On Sunday, new President Eduardo Rodriguez held his first public meeting, visiting El Alto and holding a tete-a-tete with Mamani. Rodriguez, leading the nation on an interim basis, was eager to restore a sense of order to a country shaken by weeks of protests. The barricades were lifted, including the one that had blocked off the fuel distribution plant that supplies La Paz.

No one can say, however, that the barricades will not return soon.

"We have not won what we were seeking," Roberto de la Cruz, one of the most vocal Aymara activists here, told reporters last week.

Besides the nationalization of the oil industry, Indian activists such as De la Cruz are demanding a constitutional convention that would "reestablish the Bolivian state" and grant more power to the Aymara, Quechua and other indigenous groups that make up the majority of Bolivia's nearly 9 million people.

In recent years El Alto has become a focal point of Bolivian politics, in large measure because the metropolis of 800,000 is where city and country meet and mix. El Alto's best-known activists are, like the charismatic De la Cruz, men and women with rural roots. They came of age in El Alto's schools, colleges and neighborhood assemblies.

Thanks to an accident of geography, the most important highways linking La Paz and the interior of Bolivia all pass though El Alto's impoverished, densely populated neighborhoods.

"This is the door to La Paz," said German Mamani Angulo, a resident of El Alto's District 8, on the southern fringe of the city. He stood by a stretch of asphalt leading to open plains of sable grasses. "When we close this door, nothing passes."

Traveling from La Paz to the cities of Oruro and Cochabamba several hours away, the highway passes through a neighborhood called the 23rd of March. Like many other El Alto communities, its streets are unpaved and there is no water or sewer service.
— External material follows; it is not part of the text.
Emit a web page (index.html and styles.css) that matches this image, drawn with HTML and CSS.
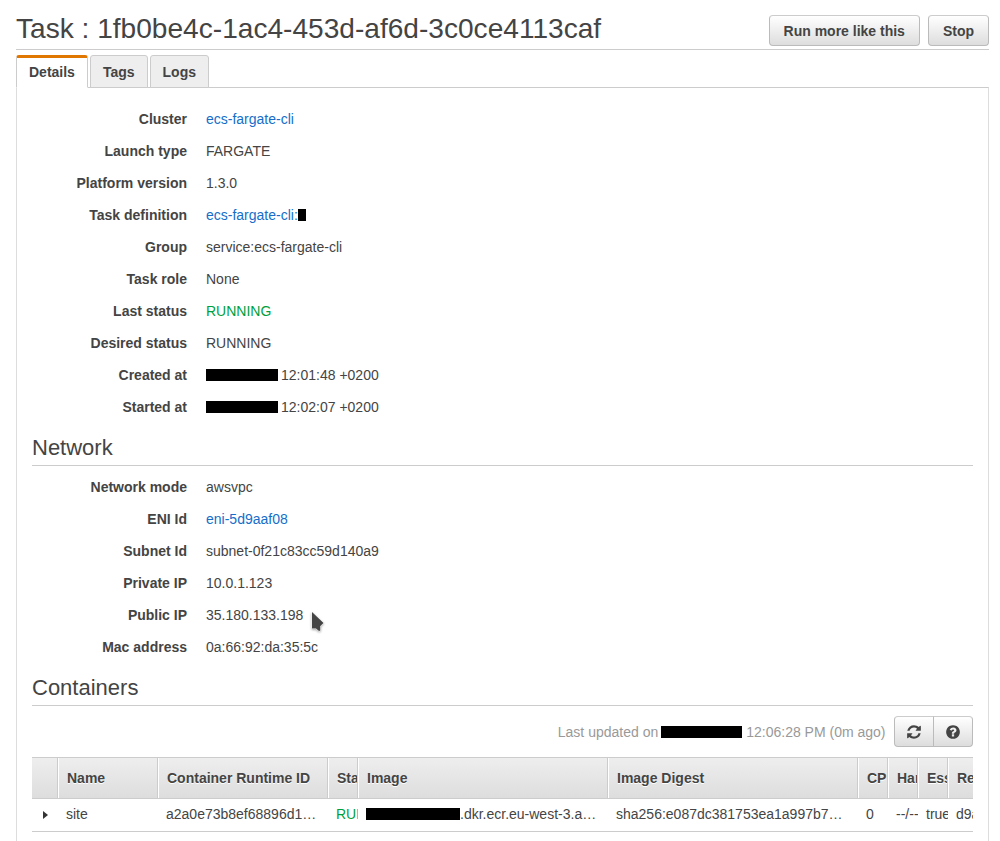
FILE: index.html
```html
<!DOCTYPE html>
<html lang="en">
<head>
<meta charset="utf-8">
<title>Task details</title>
<link rel="stylesheet" href="styles.css">
</head>
<body>
<main class="page">
  <header class="page-header">
    <h1>Task : 1fb0be4c-1ac4-453d-af6d-3c0ce4113caf</h1>
    <div class="actions">
      <button class="btn">Run more like this</button>
      <button class="btn">Stop</button>
    </div>
  </header>
  <nav class="tabs">
    <a class="tab active">Details</a>
    <a class="tab">Tags</a>
    <a class="tab">Logs</a>
  </nav>
  <section class="panel">
    <dl class="props">
      <dt>Cluster</dt><dd><a class="link">ecs-fargate-cli</a></dd>
      <dt>Launch type</dt><dd>FARGATE</dd>
      <dt>Platform version</dt><dd>1.3.0</dd>
      <dt>Task definition</dt><dd><a class="link">ecs-fargate-cli:</a><span class="redact tiny"></span></dd>
      <dt>Group</dt><dd>service:ecs-fargate-cli</dd>
      <dt>Task role</dt><dd>None</dd>
      <dt>Last status</dt><dd class="ok">RUNNING</dd>
      <dt>Desired status</dt><dd>RUNNING</dd>
      <dt>Created at</dt><dd><span class="redact date"></span>12:01:48 +0200</dd>
      <dt>Started at</dt><dd><span class="redact date"></span>12:02:07 +0200</dd>
    </dl>
    <h2>Network</h2>
    <dl class="props">
      <dt>Network mode</dt><dd>awsvpc</dd>
      <dt>ENI Id</dt><dd><a class="link">eni-5d9aaf08</a></dd>
      <dt>Subnet Id</dt><dd>subnet-0f21c83cc59d140a9</dd>
      <dt>Private IP</dt><dd>10.0.1.123</dd>
      <dt>Public IP</dt><dd>35.180.133.198</dd>
      <dt>Mac address</dt><dd>0a:66:92:da:35:5c</dd>
    </dl>
    <h2>Containers</h2>
    <div class="toolbar">
      <span class="updated">Last updated on</span><span class="redact stamp"></span><span class="updated">12:06:28 PM (0m ago)</span>
      <div class="btn-group">
        <button class="btn icon-btn" aria-label="Refresh"><svg viewBox="0 0 1792 1792"><path d="M1639 1056q0 5-1 7-64 268-268 434.5t-478 166.5q-146 0-282.5-55t-243.5-157l-129 129q-19 19-45 19t-45-19-19-45v-448q0-26 19-45t45-19h448q26 0 45 19t19 45-19 45l-137 137q71 66 161 102t187 36q134 0 250-65t186-179q11-17 53-117 8-23 30-23h192q13 0 22.5 9.5t9.5 22.5zm25-800v448q0 26-19 45t-45 19h-448q-26 0-45-19t-19-45 19-45l138-138q-148-137-349-137-134 0-250 65t-186 179q-11 17-53 117-8 23-30 23h-199q-13 0-22.5-9.5t-9.5-22.5v-7q65-268 270-434.5t480-166.5q146 0 284 55.5t245 156.5l130-129q19-19 45-19t45 19 19 45z"/></svg></button>
        <button class="btn icon-btn" aria-label="Help"><svg viewBox="0 0 1792 1792"><path d="M1024 1376v-192q0-14-9-23t-23-9h-192q-14 0-23 9t-9 23v192q0 14 9 23t23 9h192q14 0 23-9t9-23zm256-672q0-88-55.5-163t-138.5-116-170-41q-243 0-371 213-15 24 8 42l132 100q7 6 19 6 16 0 25-12 53-68 86-92 34-24 86-24 48 0 85.5 26t37.5 59q0 38-20 61t-68 45q-63 28-115.5 86.5t-52.5 125.5v36q0 14 9 23t23 9h192q14 0 23-9t9-23q0-19 21.5-49.5t54.5-49.5q32-18 49-28.5t46-35 44.5-48 28-60.5 12.5-81zm384 192q0 209-103 385.5t-279.5 279.5-385.5 103-385.5-103-279.5-279.5-103-385.5 103-385.5 279.5-279.5 385.5-103 385.5 103 279.5 279.5 103 385.5z"/></svg></button>
      </div>
    </div>
    <div class="table">
      <div class="row head">
        <span></span><span>Name</span><span>Container Runtime ID</span><span>Stat</span><span>Image</span><span>Image Digest</span><span>CP</span><span>Har</span><span>Ess</span><span>Re</span>
      </div>
      <div class="row body">
        <span class="expander"><svg viewBox="0 0 5 8"><path d="M0 0L5 4L0 8Z"/></svg></span><span>site</span><span>a2a0e73b8ef68896d1…</span><span class="ok">RUN</span><span><i class="redact registry"></i>.dkr.ecr.eu-west-3.a…</span><span>sha256:e087dc381753ea1a997b7…</span><span>0</span><span>--/--</span><span>true</span><span>d9a</span>
      </div>
    </div>
  </section>
</main>
<svg class="cursor" viewBox="0 0 16 24"><path d="M2 2V18.500H6L9 21L10.300 20.500V16L13.500 13Z"/></svg>
</body>
</html>
```
FILE: styles.css
```css
* { box-sizing: border-box; }
body {
  margin: 0;
  height: 841px;
  overflow: hidden;
  background: #fff;
  color: #444;
  font: 14px/20px "Liberation Sans", Arial, sans-serif;
}
.page { height: 841px; padding: 0 11px 0 16px; display: flex; flex-direction: column; }
.page-header {
  display: flex;
  justify-content: space-between;
  flex: none;
  height: 50px;
  border-bottom: 1px solid #ccc;
}
h1 { margin: 0; padding-top: 11px; font-size: 28.1px; line-height: 36px; font-weight: 400; }
.actions { display: flex; gap: 8px; padding-top: 15px; }
.btn {
  height: 31px;
  padding: 0 14px;
  border: 1px solid #bbb;
  border-top-color: #ccc;
  border-radius: 4px;
  background: linear-gradient(#fff, #ddd);
  color: #444;
  font: bold 14px/20px "Liberation Sans", Arial, sans-serif;
}
.tabs { display: flex; flex: none; gap: 2px; height: 33px; margin-top: 5px; position: relative; }
.tab {
  height: 33px;
  padding: 6px 12px 0;
  border: 1px solid #ccc;
  border-radius: 3px 3px 0 0;
  background: #eee;
  font-weight: bold;
}
.tab.active { padding-top: 4px; border-top: 3px solid #e07700; border-bottom-color: #fff; background: #fff; }
.panel { flex: 1; min-height: 0; margin-top: -1px; padding: 15px 15px 0; border: 1px solid #ddd; border-top-color: #ccc; border-bottom: 0; }
.props { display: grid; grid-template-columns: 155px 1fr; column-gap: 19px; grid-auto-rows: 32px; margin: 0; line-height: 32px; }
dt { text-align: right; font-weight: bold; }
dd { margin: 0; display: flex; align-items: center; }
.link { color: #146eca; }
.ok { color: #009f3c; }
.redact { display: inline-block; background: #000; height: 12px; }
.tiny { width: 8px; }
.date { width: 72px; margin-right: 3px; }
.stamp { width: 81px; margin: 0 4px 0 3px; }
.registry { width: 94px; vertical-align: -1px; }
h2 { margin: 0 0 5px; height: 43px; padding-top: 11px; border-bottom: 1px solid #ccc; font-size: 22px; line-height: 28px; font-weight: 400; }
.toolbar { display: flex; align-items: center; justify-content: flex-end; height: 31px; margin-top: 10px; }
.updated { color: #999; }
.btn-group { display: flex; margin-left: 8.5px; }
.icon-btn { width: 40px; padding: 0; display: flex; align-items: center; justify-content: center; }
.icon-btn:first-child { border-radius: 4px 0 0 4px; }
.icon-btn:last-child { margin-left: -1px; border-radius: 0 4px 4px 0; }
.icon-btn svg { width: 16px; height: 16px; fill: #444; }
.table { margin-top: 10px; }
.row { display: grid; grid-template-columns: 26px 100px 170px 30px 250px 250px 30px 30px 30px 25px; border-bottom: 1px solid #ccc; width: 941px; }
.row > span { overflow: hidden; white-space: nowrap; }
.head { height: 42px; border-top: 1px solid #ccc; background: linear-gradient(#eee, #ddd); font-weight: bold; line-height: 40px; text-shadow: 0 1px 0 #fff; }
.head > span { padding-left: 8px; border-left: 1px solid #fff; border-right: 1px solid #ccc; }
.head > span:first-child { border-left: 0; }
.head > span:last-child { border-right: 0; }
.body { height: 33px; line-height: 31px; }
.body > span { padding-left: 8px; }
.body .expander { display: flex; align-items: center; padding-left: 11px; }
.expander svg { width: 5px; height: 8px; fill: #333; }
.cursor { position: absolute; left: 310px; top: 610px; width: 16px; height: 24px; fill: #444; stroke: #fff; stroke-width: 1; paint-order: stroke; filter: drop-shadow(0 1px 1px #aaa); }
```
With police scarce, an effigy at the entrance to the community warns off thieves with the threat of lynching.

"Our demands are for basic things," said Mamani Angulo, no relation to Abel Mamani. El Alto's residents would like the city to pick up the trash and build sidewalks, he says.

Just a few paces from the La Paz-Oruro-Cochabamba highway, one family gets its drinking water from a system of catchments. When it rains, the water pours off their home's tin roof into large barrels.

When it doesn't rain, the residents are dependent on a tanker truck that sells water.

"It's not having water that makes people here the angriest," Mamani Angulo said.

When El Alto's residents grow tired of being poor and thirsty, they can block the roads to make life miserable for the residents of La Paz.

In October 2003, when the protests against President Gonzalo Sanchez de Lozada's government reached their peak, trucks from the interior were backed up at the barricades in the 23rd of March neighborhood for weeks, unable to deliver their goods to the capital.